Given instruction> Gather each line of the entries below that includes "this".

Available records>
** Begin **

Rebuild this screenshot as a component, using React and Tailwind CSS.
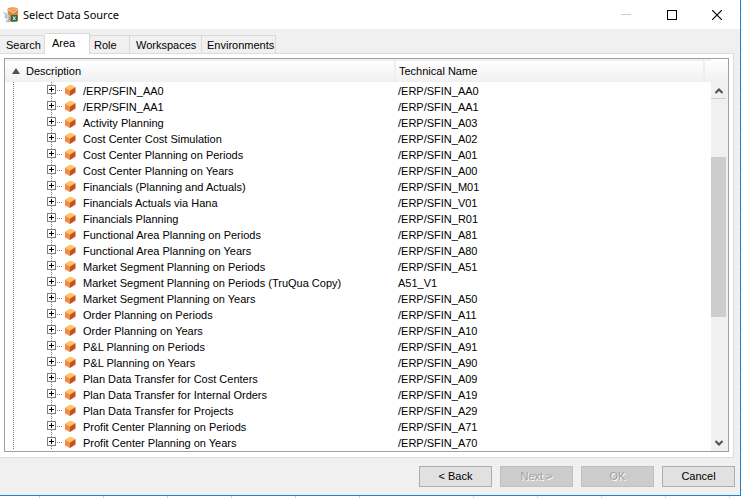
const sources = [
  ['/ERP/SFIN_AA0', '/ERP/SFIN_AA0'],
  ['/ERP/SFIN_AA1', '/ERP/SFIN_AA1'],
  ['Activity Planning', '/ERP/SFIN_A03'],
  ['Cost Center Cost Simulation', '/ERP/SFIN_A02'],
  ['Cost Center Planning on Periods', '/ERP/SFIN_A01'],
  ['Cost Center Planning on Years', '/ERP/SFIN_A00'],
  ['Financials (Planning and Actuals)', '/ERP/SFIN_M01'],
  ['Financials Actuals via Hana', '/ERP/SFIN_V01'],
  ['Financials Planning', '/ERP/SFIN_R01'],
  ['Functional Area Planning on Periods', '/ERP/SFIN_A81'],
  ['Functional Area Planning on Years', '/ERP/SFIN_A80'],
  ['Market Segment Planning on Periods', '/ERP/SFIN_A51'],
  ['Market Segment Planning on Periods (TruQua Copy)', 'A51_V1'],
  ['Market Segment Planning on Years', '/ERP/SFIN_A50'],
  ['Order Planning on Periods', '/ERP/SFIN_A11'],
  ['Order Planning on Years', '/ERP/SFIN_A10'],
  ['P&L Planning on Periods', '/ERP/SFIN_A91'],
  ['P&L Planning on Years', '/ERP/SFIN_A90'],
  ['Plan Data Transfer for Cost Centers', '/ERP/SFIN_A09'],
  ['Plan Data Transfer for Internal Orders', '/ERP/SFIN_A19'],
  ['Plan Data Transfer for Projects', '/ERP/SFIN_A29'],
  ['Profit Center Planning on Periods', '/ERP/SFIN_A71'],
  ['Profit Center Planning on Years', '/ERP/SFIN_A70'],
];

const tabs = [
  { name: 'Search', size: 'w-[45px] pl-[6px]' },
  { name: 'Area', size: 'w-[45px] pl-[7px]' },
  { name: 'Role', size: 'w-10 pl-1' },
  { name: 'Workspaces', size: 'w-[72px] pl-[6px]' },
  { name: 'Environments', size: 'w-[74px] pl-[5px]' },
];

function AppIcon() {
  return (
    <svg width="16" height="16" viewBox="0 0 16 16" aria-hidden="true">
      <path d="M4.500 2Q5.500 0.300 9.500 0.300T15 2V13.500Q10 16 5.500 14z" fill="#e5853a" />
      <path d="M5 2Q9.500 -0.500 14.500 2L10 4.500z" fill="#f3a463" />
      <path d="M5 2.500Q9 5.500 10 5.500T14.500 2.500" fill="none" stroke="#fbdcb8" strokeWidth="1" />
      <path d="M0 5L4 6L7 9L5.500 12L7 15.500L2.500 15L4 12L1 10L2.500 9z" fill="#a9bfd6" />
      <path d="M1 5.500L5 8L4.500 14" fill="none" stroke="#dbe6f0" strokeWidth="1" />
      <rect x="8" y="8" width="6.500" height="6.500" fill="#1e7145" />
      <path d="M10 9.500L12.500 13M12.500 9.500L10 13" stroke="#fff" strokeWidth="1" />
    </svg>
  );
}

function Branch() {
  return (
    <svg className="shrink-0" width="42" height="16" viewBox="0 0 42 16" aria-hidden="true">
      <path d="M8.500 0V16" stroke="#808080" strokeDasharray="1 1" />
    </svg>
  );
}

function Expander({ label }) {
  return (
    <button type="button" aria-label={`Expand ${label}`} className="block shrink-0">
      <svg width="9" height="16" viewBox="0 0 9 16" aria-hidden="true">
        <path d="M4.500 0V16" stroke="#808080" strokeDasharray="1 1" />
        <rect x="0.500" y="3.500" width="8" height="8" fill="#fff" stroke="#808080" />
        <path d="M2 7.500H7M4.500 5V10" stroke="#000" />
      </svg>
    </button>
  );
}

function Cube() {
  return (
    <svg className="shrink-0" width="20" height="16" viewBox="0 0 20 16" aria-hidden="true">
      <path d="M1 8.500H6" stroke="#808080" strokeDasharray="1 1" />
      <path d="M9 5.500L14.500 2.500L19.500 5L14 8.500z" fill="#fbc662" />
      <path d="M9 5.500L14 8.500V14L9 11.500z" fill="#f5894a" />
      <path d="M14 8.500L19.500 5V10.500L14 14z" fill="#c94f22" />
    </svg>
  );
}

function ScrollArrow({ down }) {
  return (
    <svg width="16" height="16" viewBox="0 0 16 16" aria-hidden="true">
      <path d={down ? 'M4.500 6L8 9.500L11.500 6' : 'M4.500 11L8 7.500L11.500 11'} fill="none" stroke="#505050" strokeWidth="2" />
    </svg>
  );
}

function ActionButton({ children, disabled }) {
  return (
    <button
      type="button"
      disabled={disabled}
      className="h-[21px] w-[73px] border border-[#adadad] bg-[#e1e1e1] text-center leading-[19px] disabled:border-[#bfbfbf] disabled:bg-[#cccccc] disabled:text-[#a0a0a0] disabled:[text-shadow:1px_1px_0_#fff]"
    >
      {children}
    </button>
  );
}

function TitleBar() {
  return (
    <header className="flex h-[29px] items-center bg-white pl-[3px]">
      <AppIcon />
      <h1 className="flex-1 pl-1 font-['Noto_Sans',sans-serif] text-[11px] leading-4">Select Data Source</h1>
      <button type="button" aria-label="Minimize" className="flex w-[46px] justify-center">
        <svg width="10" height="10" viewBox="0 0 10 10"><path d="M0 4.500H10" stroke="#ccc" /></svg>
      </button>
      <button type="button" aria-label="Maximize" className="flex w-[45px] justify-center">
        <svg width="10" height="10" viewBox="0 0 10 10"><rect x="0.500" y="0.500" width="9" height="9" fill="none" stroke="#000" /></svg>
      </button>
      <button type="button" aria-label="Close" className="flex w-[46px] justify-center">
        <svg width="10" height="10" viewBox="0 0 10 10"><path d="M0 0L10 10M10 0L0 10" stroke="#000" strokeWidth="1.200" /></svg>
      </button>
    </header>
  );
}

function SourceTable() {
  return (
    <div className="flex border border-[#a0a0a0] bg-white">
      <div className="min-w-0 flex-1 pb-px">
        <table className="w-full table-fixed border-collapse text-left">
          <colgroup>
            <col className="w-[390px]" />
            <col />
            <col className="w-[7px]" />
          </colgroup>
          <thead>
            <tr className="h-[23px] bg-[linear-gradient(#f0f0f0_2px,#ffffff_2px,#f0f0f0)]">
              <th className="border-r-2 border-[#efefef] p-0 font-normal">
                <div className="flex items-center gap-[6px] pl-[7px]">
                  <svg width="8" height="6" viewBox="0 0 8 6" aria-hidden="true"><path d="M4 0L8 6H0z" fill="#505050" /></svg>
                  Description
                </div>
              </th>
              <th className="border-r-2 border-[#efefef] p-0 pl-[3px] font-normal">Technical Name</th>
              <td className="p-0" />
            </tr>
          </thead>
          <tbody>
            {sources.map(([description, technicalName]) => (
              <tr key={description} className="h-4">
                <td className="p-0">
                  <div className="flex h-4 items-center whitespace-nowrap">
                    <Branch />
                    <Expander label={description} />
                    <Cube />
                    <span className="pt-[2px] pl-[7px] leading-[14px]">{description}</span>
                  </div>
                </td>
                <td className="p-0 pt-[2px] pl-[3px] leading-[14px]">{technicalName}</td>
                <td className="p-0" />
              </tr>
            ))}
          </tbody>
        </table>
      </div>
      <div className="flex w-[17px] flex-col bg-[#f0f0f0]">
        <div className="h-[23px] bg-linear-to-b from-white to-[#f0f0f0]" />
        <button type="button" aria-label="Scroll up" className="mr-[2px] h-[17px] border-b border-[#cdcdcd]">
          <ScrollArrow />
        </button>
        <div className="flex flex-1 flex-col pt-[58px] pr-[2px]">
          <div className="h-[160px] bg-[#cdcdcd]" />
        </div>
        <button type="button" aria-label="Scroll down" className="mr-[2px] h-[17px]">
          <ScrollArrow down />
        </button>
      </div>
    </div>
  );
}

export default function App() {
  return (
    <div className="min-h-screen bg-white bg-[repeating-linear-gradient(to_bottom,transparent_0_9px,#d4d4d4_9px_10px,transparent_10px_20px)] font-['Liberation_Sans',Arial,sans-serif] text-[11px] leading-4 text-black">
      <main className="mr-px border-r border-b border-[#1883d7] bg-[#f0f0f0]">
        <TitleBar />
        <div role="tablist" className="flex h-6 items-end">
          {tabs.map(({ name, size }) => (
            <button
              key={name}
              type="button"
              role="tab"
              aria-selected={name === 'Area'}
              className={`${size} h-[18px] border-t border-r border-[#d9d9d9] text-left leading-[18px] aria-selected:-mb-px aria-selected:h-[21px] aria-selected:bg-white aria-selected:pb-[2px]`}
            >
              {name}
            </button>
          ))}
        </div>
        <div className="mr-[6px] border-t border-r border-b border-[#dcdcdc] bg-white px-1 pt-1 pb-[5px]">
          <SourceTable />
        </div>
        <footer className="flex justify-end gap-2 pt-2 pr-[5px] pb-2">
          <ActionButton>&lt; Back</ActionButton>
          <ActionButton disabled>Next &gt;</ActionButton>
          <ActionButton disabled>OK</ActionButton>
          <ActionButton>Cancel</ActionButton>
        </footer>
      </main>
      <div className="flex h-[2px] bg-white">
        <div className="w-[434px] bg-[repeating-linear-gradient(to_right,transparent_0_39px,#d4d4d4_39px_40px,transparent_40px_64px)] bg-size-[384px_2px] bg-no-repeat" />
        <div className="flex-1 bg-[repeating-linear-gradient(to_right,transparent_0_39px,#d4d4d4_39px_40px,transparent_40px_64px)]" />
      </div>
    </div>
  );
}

** End **
** Begin **

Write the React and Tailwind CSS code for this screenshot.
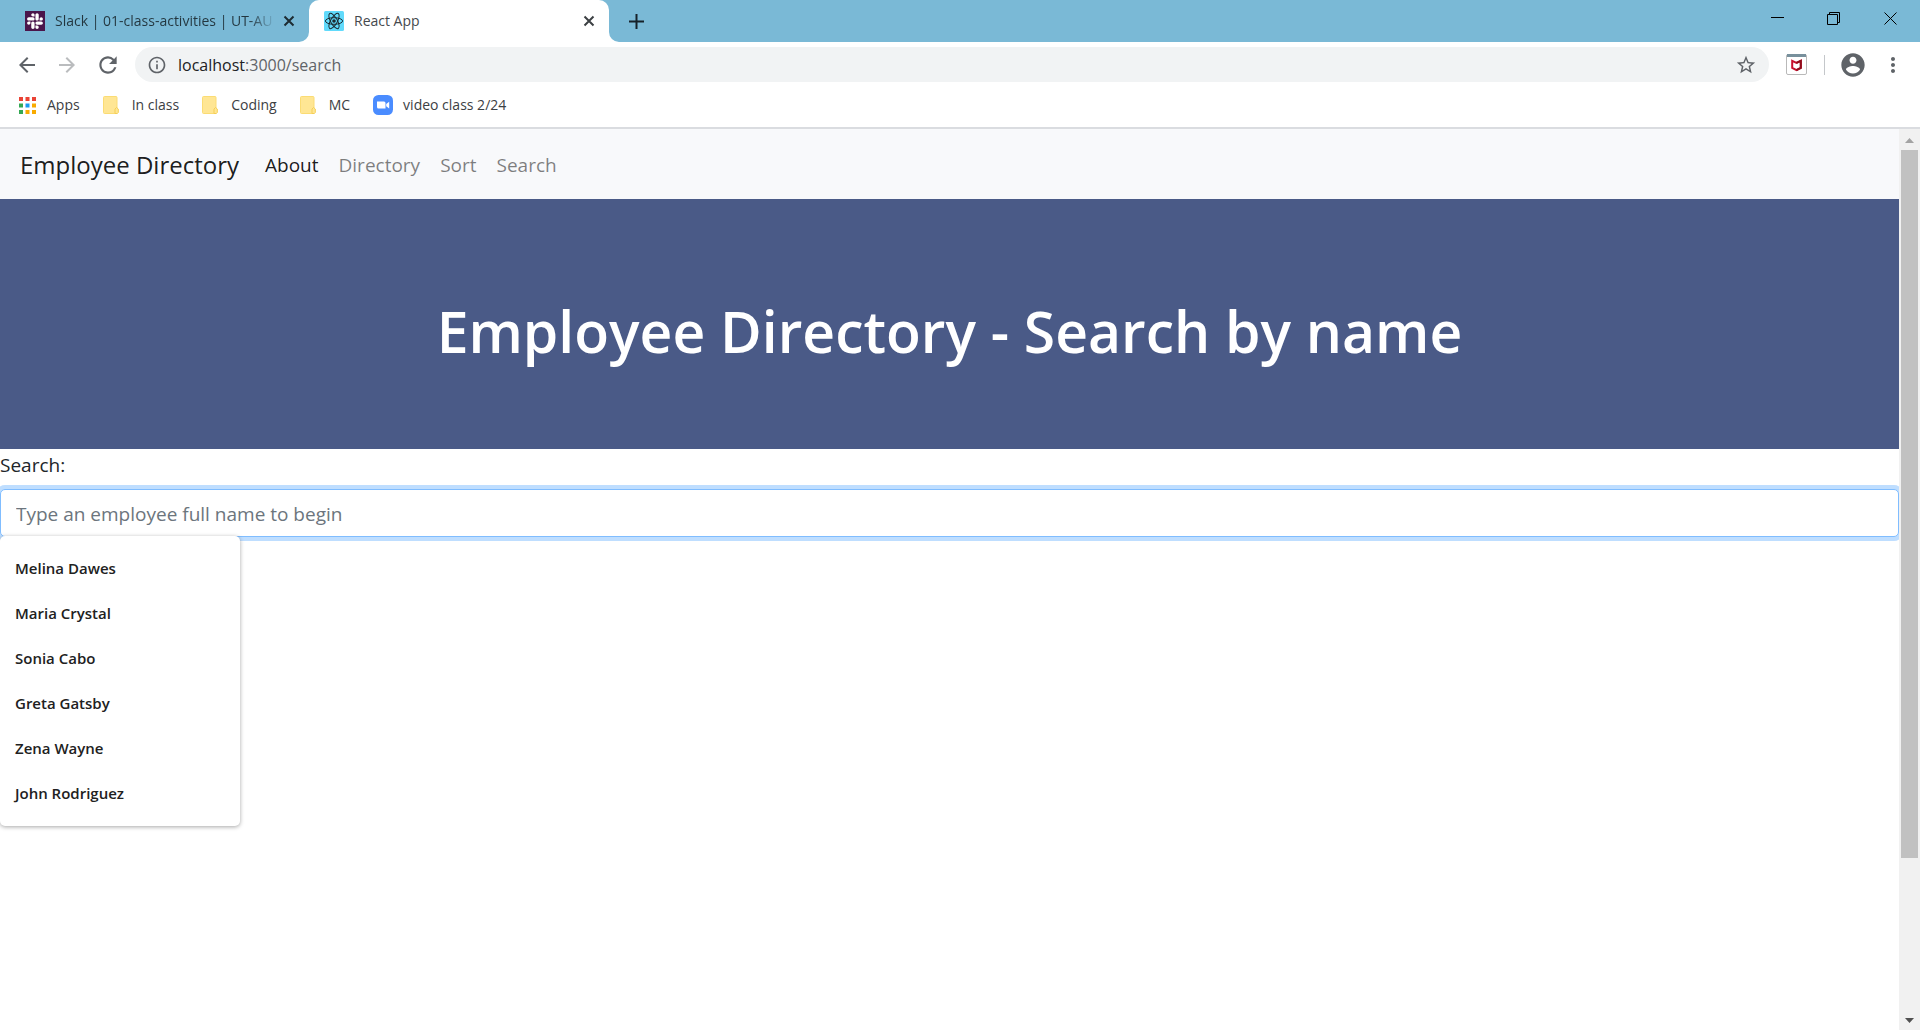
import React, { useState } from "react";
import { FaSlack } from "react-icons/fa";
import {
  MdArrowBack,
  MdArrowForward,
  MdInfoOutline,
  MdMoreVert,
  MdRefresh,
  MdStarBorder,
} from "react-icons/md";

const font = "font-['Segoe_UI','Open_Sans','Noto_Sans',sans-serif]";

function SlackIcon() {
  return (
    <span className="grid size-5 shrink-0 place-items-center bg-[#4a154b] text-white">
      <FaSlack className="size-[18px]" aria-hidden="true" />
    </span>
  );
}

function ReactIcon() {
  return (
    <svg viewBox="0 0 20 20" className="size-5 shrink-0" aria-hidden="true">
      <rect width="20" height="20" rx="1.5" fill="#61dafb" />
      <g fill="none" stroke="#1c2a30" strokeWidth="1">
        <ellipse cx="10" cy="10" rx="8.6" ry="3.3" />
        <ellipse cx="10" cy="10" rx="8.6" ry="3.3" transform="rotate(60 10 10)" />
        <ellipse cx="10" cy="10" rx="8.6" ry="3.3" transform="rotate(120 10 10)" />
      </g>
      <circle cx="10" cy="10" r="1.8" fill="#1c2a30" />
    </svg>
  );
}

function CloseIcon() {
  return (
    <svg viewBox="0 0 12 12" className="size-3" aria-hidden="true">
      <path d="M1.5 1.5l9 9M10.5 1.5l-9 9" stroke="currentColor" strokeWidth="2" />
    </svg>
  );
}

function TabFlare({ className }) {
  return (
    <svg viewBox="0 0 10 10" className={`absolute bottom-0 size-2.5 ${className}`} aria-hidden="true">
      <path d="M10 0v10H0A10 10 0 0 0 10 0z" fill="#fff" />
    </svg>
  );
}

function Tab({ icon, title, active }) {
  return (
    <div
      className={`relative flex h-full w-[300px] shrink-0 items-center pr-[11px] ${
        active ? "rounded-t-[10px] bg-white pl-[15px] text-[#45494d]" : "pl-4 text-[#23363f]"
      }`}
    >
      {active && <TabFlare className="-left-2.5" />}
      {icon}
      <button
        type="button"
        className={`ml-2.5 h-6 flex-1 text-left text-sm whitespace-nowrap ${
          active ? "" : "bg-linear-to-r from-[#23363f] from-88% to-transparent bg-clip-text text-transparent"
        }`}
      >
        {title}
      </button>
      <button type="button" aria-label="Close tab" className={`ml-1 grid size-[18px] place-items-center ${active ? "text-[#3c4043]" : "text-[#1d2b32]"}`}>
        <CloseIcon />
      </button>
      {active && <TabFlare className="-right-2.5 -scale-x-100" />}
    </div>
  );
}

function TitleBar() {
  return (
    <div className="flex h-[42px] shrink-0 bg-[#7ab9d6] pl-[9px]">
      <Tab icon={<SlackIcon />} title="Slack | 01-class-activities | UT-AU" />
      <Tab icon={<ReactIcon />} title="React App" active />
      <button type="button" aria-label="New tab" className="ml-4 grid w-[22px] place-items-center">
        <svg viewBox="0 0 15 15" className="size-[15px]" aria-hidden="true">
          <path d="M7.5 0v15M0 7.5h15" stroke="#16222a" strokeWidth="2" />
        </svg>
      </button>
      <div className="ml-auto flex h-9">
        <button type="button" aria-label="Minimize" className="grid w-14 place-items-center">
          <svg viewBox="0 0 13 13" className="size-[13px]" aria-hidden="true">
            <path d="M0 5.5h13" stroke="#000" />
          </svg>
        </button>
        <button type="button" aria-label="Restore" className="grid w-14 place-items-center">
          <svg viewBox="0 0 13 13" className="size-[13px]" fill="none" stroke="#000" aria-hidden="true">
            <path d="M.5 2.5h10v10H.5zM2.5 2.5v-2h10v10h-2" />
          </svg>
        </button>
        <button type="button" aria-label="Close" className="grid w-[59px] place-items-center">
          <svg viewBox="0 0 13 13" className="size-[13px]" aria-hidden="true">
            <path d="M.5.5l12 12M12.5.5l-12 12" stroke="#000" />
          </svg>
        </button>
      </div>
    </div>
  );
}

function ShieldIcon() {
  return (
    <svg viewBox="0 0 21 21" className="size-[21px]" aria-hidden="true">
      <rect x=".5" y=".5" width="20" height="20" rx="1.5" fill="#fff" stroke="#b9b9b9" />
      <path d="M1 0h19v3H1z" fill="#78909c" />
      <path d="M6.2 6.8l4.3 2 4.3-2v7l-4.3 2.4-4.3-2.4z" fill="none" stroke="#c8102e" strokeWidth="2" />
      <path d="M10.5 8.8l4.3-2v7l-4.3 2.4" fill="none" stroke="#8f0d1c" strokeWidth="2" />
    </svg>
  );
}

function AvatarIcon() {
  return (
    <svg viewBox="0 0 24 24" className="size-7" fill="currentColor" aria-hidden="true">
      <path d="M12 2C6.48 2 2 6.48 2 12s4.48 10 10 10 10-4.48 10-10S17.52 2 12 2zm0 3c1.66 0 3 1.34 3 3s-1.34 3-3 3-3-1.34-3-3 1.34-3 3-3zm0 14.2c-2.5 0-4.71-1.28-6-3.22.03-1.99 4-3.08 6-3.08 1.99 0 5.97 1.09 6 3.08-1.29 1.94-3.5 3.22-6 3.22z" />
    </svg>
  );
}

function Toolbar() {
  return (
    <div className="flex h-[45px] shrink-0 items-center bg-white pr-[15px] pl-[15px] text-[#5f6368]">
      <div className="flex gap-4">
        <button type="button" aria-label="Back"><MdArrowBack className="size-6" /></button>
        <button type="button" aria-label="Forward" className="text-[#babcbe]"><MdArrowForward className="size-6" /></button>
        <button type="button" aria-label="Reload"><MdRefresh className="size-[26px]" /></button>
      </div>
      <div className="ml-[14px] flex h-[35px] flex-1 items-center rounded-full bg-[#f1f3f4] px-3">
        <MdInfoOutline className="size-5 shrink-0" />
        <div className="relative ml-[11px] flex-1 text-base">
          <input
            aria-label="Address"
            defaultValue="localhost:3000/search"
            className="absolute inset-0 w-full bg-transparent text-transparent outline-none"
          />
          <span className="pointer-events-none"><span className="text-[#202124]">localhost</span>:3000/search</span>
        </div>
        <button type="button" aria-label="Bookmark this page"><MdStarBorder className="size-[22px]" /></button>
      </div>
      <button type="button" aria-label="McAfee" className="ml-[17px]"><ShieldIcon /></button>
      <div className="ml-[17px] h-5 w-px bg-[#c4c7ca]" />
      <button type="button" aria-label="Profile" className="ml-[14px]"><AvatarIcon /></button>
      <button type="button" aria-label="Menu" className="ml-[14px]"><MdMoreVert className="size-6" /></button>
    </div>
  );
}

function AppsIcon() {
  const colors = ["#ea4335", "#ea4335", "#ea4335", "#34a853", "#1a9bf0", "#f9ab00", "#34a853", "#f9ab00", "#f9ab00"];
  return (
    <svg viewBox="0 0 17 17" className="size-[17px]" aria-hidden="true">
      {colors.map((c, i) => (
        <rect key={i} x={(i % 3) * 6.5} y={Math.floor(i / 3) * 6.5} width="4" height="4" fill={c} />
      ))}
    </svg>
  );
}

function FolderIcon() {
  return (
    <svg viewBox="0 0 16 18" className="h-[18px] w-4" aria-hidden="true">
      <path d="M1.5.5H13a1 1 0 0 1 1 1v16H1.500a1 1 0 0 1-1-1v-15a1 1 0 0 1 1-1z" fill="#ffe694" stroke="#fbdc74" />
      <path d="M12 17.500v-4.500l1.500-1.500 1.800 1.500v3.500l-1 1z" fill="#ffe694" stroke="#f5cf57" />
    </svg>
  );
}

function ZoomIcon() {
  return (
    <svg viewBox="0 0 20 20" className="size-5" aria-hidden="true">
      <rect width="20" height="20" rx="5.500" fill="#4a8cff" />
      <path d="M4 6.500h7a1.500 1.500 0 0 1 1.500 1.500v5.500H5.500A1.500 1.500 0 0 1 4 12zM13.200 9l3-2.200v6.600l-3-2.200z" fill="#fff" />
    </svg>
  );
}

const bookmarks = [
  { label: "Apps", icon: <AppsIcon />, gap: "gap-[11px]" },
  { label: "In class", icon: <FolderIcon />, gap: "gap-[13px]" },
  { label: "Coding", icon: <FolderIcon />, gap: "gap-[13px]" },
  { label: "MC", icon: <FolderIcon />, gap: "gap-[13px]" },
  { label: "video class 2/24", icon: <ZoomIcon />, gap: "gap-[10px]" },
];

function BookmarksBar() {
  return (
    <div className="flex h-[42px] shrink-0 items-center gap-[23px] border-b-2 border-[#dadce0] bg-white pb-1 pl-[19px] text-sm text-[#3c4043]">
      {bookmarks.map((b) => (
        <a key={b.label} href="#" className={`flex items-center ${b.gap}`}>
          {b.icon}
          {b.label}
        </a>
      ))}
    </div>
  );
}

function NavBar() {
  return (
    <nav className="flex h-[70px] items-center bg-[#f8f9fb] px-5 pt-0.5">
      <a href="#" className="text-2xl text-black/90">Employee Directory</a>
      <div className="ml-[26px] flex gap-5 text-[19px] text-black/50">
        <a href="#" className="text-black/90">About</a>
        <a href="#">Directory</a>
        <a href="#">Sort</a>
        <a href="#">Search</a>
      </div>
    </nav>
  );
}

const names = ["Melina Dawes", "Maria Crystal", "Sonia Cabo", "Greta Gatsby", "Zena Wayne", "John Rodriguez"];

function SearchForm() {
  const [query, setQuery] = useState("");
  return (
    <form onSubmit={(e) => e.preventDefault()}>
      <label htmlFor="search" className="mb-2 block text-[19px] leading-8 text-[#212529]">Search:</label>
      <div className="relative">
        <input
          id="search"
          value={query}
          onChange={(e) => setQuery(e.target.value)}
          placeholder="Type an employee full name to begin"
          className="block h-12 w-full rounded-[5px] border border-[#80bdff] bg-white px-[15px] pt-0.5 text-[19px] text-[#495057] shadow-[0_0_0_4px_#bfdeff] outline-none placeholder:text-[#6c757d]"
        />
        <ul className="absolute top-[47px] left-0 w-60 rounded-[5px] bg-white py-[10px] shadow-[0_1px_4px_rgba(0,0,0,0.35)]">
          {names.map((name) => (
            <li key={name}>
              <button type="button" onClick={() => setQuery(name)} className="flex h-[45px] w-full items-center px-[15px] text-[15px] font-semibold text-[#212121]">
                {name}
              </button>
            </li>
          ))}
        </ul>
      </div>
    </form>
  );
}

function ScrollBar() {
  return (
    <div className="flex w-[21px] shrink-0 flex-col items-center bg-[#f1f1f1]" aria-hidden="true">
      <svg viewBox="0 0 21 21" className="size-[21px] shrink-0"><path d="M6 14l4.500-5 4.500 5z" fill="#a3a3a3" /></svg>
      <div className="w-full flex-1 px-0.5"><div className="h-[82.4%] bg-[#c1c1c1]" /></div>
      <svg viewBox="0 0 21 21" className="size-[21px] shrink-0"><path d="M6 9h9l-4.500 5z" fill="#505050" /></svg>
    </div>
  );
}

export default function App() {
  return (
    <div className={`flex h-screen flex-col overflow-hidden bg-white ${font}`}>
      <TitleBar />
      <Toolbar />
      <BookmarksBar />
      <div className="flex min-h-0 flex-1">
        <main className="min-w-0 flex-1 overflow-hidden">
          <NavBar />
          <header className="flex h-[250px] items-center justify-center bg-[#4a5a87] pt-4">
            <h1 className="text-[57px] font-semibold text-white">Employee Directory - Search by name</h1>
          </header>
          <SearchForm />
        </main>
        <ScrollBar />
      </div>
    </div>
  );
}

** End **

Response below>
Rebuild this screenshot as a component, using React and Tailwind CSS.
Write the React and Tailwind CSS code for this screenshot.
        <button type="button" aria-label="Bookmark this page"><MdStarBorder className="size-[22px]" /></button>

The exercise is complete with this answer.